I may be overthinking this. I have built a compressor from a kit. I was using a sine wave and an oscilloscope to fault find. Think I got the issue but I noticed another one. I don't have a schematic but the output goes through a volume pot right at the end before the bypass output. I can see a nice clean wave when the pot is at either extreme, but there is quite a lot of noise in the signal in between. Having said that I can't hear any differences in the tone between the bypass and non-bypass. I don't claim to have great ears though. I just want to do any sorting out before it goes into the box. Is this a problem or pretty normal? If it is a problem is it likely to be bad pot or something else?

Rob Strand

#1
QuoteI can see a nice clean wave when the pot is at either extreme, but there is quite a lot of noise in the signal in between. Having said that I can't hear any differences in the tone between the bypass and non-bypass. I don't claim to have great ears though. I just want to do any sorting out before it goes into the box. Is this a problem or pretty normal?
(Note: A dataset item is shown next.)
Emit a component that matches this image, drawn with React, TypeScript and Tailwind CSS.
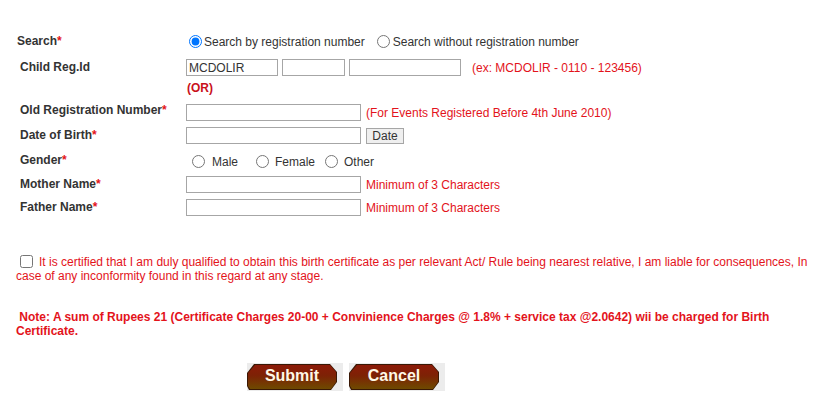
import React from "react";

const label = "font-bold text-[12px] text-[#333]";
const hint = "text-[12px] text-[#e3131b]";
const input = "h-[17px] border border-[#a6a6a6] bg-white px-[2px] text-[12px] text-[#333] outline-none";

function Star() {
  return <span className="text-[#e3131b]">*</span>;
}

function ImgButton({ text }: { text: string }) {
  return (
    <div className="w-[96px] h-[28px] bg-[#ececec] flex items-center">
      <div className="w-[90px] h-[26px] bg-[#3a1805] [clip-path:polygon(7px_0,83px_0,90px_8px,90px_18px,84px_26px,2px_26px,0_22px,0_9px)] p-px">
        <button className="w-full h-full bg-[linear-gradient(to_bottom,#8c1a08_0%,#7d2205_45%,#6e4a00_100%)] [clip-path:polygon(7px_0,82px_0,88px_7px,88px_17px,83px_24px,2px_24px,0_21px,0_8px)] text-[16px] font-bold text-[#fff8e6] leading-none pb-[2px]">
          {text}
        </button>
      </div>
    </div>
  );
}

export default function App() {
  return (
    <div className="bg-white w-[813px] h-[400px] font-['Liberation_Sans',Arial,sans-serif] text-[12px] text-[#333]">
      {/* Form rows */}
      <div className="pt-[33px] flex flex-col">
        <div className="flex h-[17px] items-center">
          <div className={`${label} w-[187px] pl-[17px] -mt-[2px]`}>
            Search<Star />
          </div>
          <label className="flex items-center gap-[2px] text-[12px] text-[#333]">
            <input type="radio" name="mode" defaultChecked className="m-0 w-[13px] h-[13px] ml-[2px]" />
            Search by registration number
          </label>
          <label className="flex items-center gap-[3px] ml-[12px] text-[12px] text-[#333]">
            <input type="radio" name="mode" className="m-0 w-[13px] h-[13px]" />
            Search without registration number
          </label>
        </div>

        <div className="flex items-center mt-[9px] h-[17px]">
          <div className={`${label} w-[186px] pl-[20px] -mt-[2px]`}>Child Reg.Id</div>
          <input className={`${input} w-[92px]`} defaultValue="MCDOLIR" />
          <input className={`${input} w-[63px] ml-[4px]`} />
          <input className={`${input} w-[112px] ml-[4px]`} />
          <span className={`${hint} ml-[11px]`}>(ex: MCDOLIR - 0110 - 123456)</span>
        </div>

        <div className="pl-[187px] mt-[3px] text-[12px] font-bold text-[#c9101a]">(OR)</div>

        <div className="flex items-center mt-[7px] h-[17px]">
          <div className={`${label} w-[186px] pl-[20px] -mt-[5px]`}>
            Old Registration Number<Star />
          </div>
          <input className={`${input} w-[175px]`} />
          <span className={`${hint} ml-[5px]`}>(For Events Registered Before 4th June 2010)</span>
        </div>

        <div className="flex items-center mt-[6px] h-[17px]">
          <div className={`${label} w-[186px] pl-[20px] -mt-[1px]`}>
            Date of Birth<Star />
          </div>
          <input className={`${input} w-[175px]`} />
          <button className="ml-[5px] w-[38px] h-[16px] border border-[#a6a6a6] bg-[#efefef] text-[12px] text-[#333] leading-none">
            Date
          </button>
        </div>

        <div className="flex items-center mt-[8px] h-[17px]">
          <div className={`${label} w-[186px] pl-[20px] -mt-[2px]`}>
            Gender<Star />
          </div>
          <label className="flex items-center gap-[7px] ml-[6px] mt-[2px]">
            <input type="radio" name="g" className="m-0 w-[13px] h-[13px]" />
            Male
          </label>
          <label className="flex items-center gap-[6px] ml-[18px] mt-[2px]">
            <input type="radio" name="g" className="m-0 w-[13px] h-[13px]" />
            Female
          </label>
          <label className="flex items-center gap-[6px] ml-[10px] mt-[2px]">
            <input type="radio" name="g" className="m-0 w-[13px] h-[13px]" />
            Other
          </label>
        </div>

        <div className="flex items-center mt-[7px] h-[17px]">
          <div className={`${label} w-[186px] pl-[20px] -mt-[1px]`}>
            Mother Name<Star />
          </div>
          <input className={`${input} w-[175px]`} />
          <span className={`${hint} ml-[5px]`}>Minimum of 3 Characters</span>
        </div>

        <div className="flex items-center mt-[6px] h-[17px]">
          <div className={`${label} w-[186px] pl-[20px] -mt-[1px]`}>
            Father Name<Star />
          </div>
          <input className={`${input} w-[175px]`} />
          <span className={`${hint} ml-[5px]`}>Minimum of 3 Characters</span>
        </div>
      </div>

      {/* Declaration */}
      <p className={`${hint} mt-[39px] pl-[16px] pr-[2px] leading-[14px]`}>
        <input type="checkbox" className="m-0 ml-[4px] mr-[6px] w-[13px] h-[13px] align-[-2px]" />
        It is certified that I am duly qualified to obtain this birth certificate as per relevant Act/ Rule being nearest relative, I am liable for consequences, In case of any inconformity found in this regard at any stage.
      </p>

      {/* Note */}
      <p className="mt-[27px] pl-[16px] pr-[20px] text-[12px] font-bold text-[#e3131b] leading-[14px]">
        &nbsp;Note: A sum of Rupees 21 (Certificate Charges 20-00 + Convinience Charges @ 1.8% + service tax @2.0642) wii be charged for Birth Certificate.
      </p>

      {/* Actions */}
      <div className="flex gap-[6px] pl-[247px] mt-[25px]">
        <ImgButton text="Submit" />
        <ImgButton text="Cancel" />
      </div>
    </div>
  );
}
If it is a problem is it likely to be bad pot or something else?
It's pretty common.  The most common scenario is the volume pot used has a high resistance (as in it's nominal resistance value).    The output impedance of a volume control is maximum when it is centered (for a linear pot).  That does two things:  The center position becomes the most susceptible to noise and also it forms the lowest frequency low-pass filter with the cable + amp/effect capacitance.  (It's also worst case for  thermal noise.)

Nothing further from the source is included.